Output the material exactly, but drop every image it holds.

#### RECORDED INFORMATION

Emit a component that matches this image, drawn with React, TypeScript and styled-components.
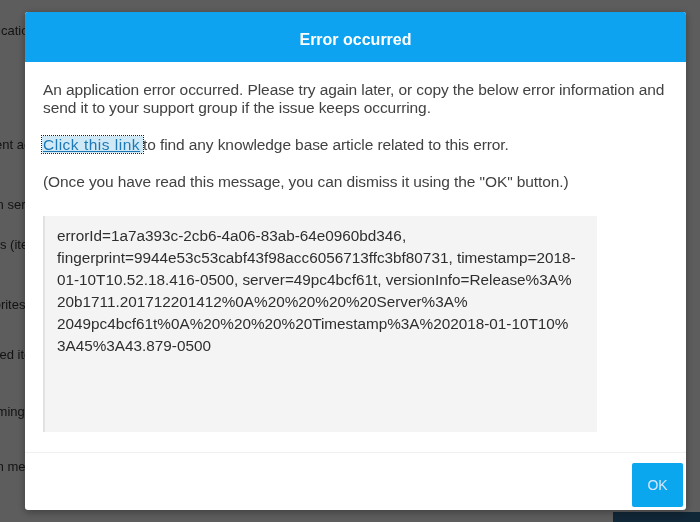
import React from 'react'
import styled, { createGlobalStyle } from 'styled-components'

const GlobalStyle = createGlobalStyle`
  html, body {
    margin: 0;
    padding: 0;
    width: 700px;
    height: 522px;
    overflow: hidden;
    font-family: "Liberation Sans", Arial, sans-serif;
  }
`

const pageRows = [
  { text: 'Applications in use', top: 24 },
  { text: 'Recent activity in the group', top: 100 },
  { text: 'Open service actions', top: 46 },
  { text: 'Views (items)', top: 26 },
  { text: 'Favorites list', top: 46 },
  { text: 'Shared items for group', top: 36 },
  { text: 'Incoming', top: 43 },
  { text: 'Team members online', top: 41 },
]

const errorLines = [
  'errorId=1a7a393c-2cb6-4a06-83ab-64e0960bd346,',
  'fingerprint=9944e53c53cabf43f98acc6056713ffc3bf80731, timestamp=2018-',
  '01-10T10.52.18.416-0500, server=49pc4bcf61t, versionInfo=Release%3A%',
  '20b1711.201712201412%0A%20%20%20%20Server%3A%',
  '2049pc4bcf61t%0A%20%20%20%20Timestamp%3A%202018-01-10T10%',
  '3A45%3A43.879-0500',
]

export default function App() {
  return (
    <>
      <GlobalStyle />
      <Page>
        {pageRows.map((row, i) => (
          <PageRow key={i} $top={row.top}>{row.text}</PageRow>
        ))}
        <PageFooter>
          <PageButton />
        </PageFooter>
      </Page>
      <Overlay />
      <Modal role="dialog">
        <Header>Error occurred</Header>
        <Body>
          <Paragraph>
            An application error occurred. Please try again later, or copy the below error information and
            send it to your support group if the issue keeps occurring.
          </Paragraph>
          <Paragraph>
            <Link href="#">Click this link</Link>to find any knowledge base article related to this error.
          </Paragraph>
          <Paragraph>
            (Once you have read this message, you can dismiss it using the "OK" button.)
          </Paragraph>
          <ErrorBox>
            {errorLines.map((line, i) => (
              <ErrorLine key={i}>{line}</ErrorLine>
            ))}
          </ErrorBox>
        </Body>
        <Footer>
          <OkButton>OK</OkButton>
        </Footer>
      </Modal>
    </>
  )
}

const Page = styled.div`
  width: 700px;
  height: 522px;
  background: #f4f4f4;
  display: flex;
  flex-direction: column;
  filter: blur(0.6px);
`

const PageRow = styled.div<{ $top: number }>`
  margin-top: ${p => p.$top}px;
  margin-left: -28px;
  font-size: 13px;
  line-height: 14px;
  color: #333;
  white-space: nowrap;
`

const PageFooter = styled.div`
  margin-top: auto;
  display: flex;
  justify-content: flex-end;
`

const PageButton = styled.div`
  width: 87px;
  height: 10px;
  background: #2c6690;
`

const Overlay = styled.div`
  position: fixed;
  inset: 0;
  background: rgba(0, 0, 0, 0.62);
`

const Modal = styled.div`
  position: fixed;
  left: 25px;
  top: 12px;
  width: 661px;
  height: 498px;
  background: #ffffff;
  border-radius: 3px;
  box-shadow: 0 2px 8px rgba(0, 0, 0, 0.35);
  display: flex;
  flex-direction: column;
  overflow: hidden;
`

const Header = styled.div`
  height: 50px;
  flex-shrink: 0;
  background: #0ea3f0;
  color: #ffffff;
  display: flex;
  align-items: center;
  justify-content: center;
  font-size: 16px;
  font-weight: bold;
  padding-top: 6px;
  box-sizing: border-box;
`

const Body = styled.div`
  flex: 1;
  padding: 19px 14px 0 18px;
  display: flex;
  flex-direction: column;
  gap: 19px;
`

const Paragraph = styled.p`
  margin: 0;
  font-size: 15.5px;
  line-height: 18px;
  color: #424242;
  letter-spacing: -0.1px;
`

const Link = styled.a`
  display: inline-block;
  line-height: 17px;
  padding: 0 3px 0 1px;
  margin-left: -1px;
  letter-spacing: 0.5px;
  color: #1d78b5;
  text-decoration: underline;
  background: #cfeaf6;
  outline: 1px dotted #222;
  outline-offset: 0;
`

const ErrorBox = styled.div`
  margin-top: 6px;
  height: 216px;
  width: 554px;
  box-sizing: border-box;
  background: #f4f4f4;
  border-left: 2px solid #e2e2e2;
  padding: 9px 8px 9px 12px;
  font-size: 15.3px;
  line-height: 22px;
  color: #2e2e2e;
`

const ErrorLine = styled.div`
  white-space: nowrap;
`

const Footer = styled.div`
  height: 58px;
  flex-shrink: 0;
  border-top: 1px solid #f0f0f0;
  box-sizing: border-box;
  display: flex;
  justify-content: flex-end;
  align-items: flex-end;
  padding: 0 3px 3px 0;
`

const OkButton = styled.button`
  width: 51px;
  height: 44px;
  border: none;
  border-radius: 2px;
  background: #0aa6ee;
  color: #d9e6ff;
  font-family: "Liberation Sans", Arial, sans-serif;
  font-size: 14px;
  cursor: pointer;
`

########

* _TASK ANSWER_:
Emit a component that matches this image, drawn with React, TypeScript and styled-components.
import React from 'react'
import styled, { createGlobalStyle } from 'styled-components'

const GlobalStyle = createGlobalStyle`
  html, body {
    margin: 0;
    padding: 0;
    width: 700px;
    height: 522px;
    overflow: hidden;
    font-family: "Liberation Sans", Arial, sans-serif;
  }
`

const pageRows = [
  { text: 'Applications in use', top: 24 },
  { text: 'Recent activity in the group', top: 100 },
  { text: 'Open service actions', top: 46 },
  { text: 'Views (items)', top: 26 },
  { text: 'Favorites list', top: 46 },
  { text: 'Shared items for group', top: 36 },
  { text: 'Incoming', top: 43 },
  { text: 'Team members online', top: 41 },
]

const errorLines = [
  'errorId=1a7a393c-2cb6-4a06-83ab-64e0960bd346,',
  'fingerprint=9944e53c53cabf43f98acc6056713ffc3bf80731, timestamp=2018-',
  '01-10T10.52.18.416-0500, server=49pc4bcf61t, versionInfo=Release%3A%',
  '20b1711.201712201412%0A%20%20%20%20Server%3A%',
  '2049pc4bcf61t%0A%20%20%20%20Timestamp%3A%202018-01-10T10%',
  '3A45%3A43.879-0500',
]

export default function App() {
  return (
    <>
      <GlobalStyle />
      <Page>
        {pageRows.map((row, i) => (
          <PageRow key={i} $top={row.top}>{row.text}</PageRow>
        ))}
        <PageFooter>
          <PageButton />
        </PageFooter>
      </Page>
      <Overlay />
      <Modal role="dialog">
        <Header>Error occurred</Header>
        <Body>
          <Paragraph>
            An application error occurred. Please try again later, or copy the below error information and
            send it to your support group if the issue keeps occurring.
          </Paragraph>
          <Paragraph>
            <Link href="#">Click this link</Link>to find any knowledge base article related to this error.
          </Paragraph>
          <Paragraph>
            (Once you have read this message, you can dismiss it using the "OK" button.)
          </Paragraph>
          <ErrorBox>
            {errorLines.map((line, i) => (
              <ErrorLine key={i}>{line}</ErrorLine>
            ))}
          </ErrorBox>
        </Body>
        <Footer>
          <OkButton>OK</OkButton>
        </Footer>
      </Modal>
    </>
  )
}

const Page = styled.div`
  width: 700px;
  height: 522px;
  background: #f4f4f4;
  display: flex;
  flex-direction: column;
  filter: blur(0.6px);
`

const PageRow = styled.div<{ $top: number }>`
  margin-top: ${p => p.$top}px;
  margin-left: -28px;
  font-size: 13px;
  line-height: 14px;
  color: #333;
  white-space: nowrap;
`

const PageFooter = styled.div`
  margin-top: auto;
  display: flex;
  justify-content: flex-end;
`

const PageButton = styled.div`
  width: 87px;
  height: 10px;
  background: #2c6690;
`

const Overlay = styled.div`
  position: fixed;
  inset: 0;
  background: rgba(0, 0, 0, 0.62);
`

const Modal = styled.div`
  position: fixed;
  left: 25px;
  top: 12px;
  width: 661px;
  height: 498px;
  background: #ffffff;
  border-radius: 3px;
  box-shadow: 0 2px 8px rgba(0, 0, 0, 0.35);
  display: flex;
  flex-direction: column;
  overflow: hidden;
`

const Header = styled.div`
  height: 50px;
  flex-shrink: 0;
  background: #0ea3f0;
  color: #ffffff;
  display: flex;
  align-items: center;
  justify-content: center;
  font-size: 16px;
  font-weight: bold;
  padding-top: 6px;
  box-sizing: border-box;
`

const Body = styled.div`
  flex: 1;
  padding: 19px 14px 0 18px;
  display: flex;
  flex-direction: column;
  gap: 19px;
`

const Paragraph = styled.p`
  margin: 0;
  font-size: 15.5px;
  line-height: 18px;
  color: #424242;
  letter-spacing: -0.1px;
`

const Link = styled.a`
  display: inline-block;
  line-height: 17px;
  padding: 0 3px 0 1px;
  margin-left: -1px;
  letter-spacing: 0.5px;
  color: #1d78b5;
  text-decoration: underline;
  background: #cfeaf6;
  outline: 1px dotted #222;
  outline-offset: 0;
`

const ErrorBox = styled.div`
  margin-top: 6px;
  height: 216px;
  width: 554px;
  box-sizing: border-box;
  background: #f4f4f4;
  border-left: 2px solid #e2e2e2;
  padding: 9px 8px 9px 12px;
  font-size: 15.3px;
  line-height: 22px;
  color: #2e2e2e;
`

const ErrorLine = styled.div`
  white-space: nowrap;
`

const Footer = styled.div`
  height: 58px;
  flex-shrink: 0;
  border-top: 1px solid #f0f0f0;
  box-sizing: border-box;
  display: flex;
  justify-content: flex-end;
  align-items: flex-end;
  padding: 0 3px 3px 0;
`

const OkButton = styled.button`
  width: 51px;
  height: 44px;
  border: none;
  border-radius: 2px;
  background: #0aa6ee;
  color: #d9e6ff;
  font-family: "Liberation Sans", Arial, sans-serif;
  font-size: 14px;
  cursor: pointer;
`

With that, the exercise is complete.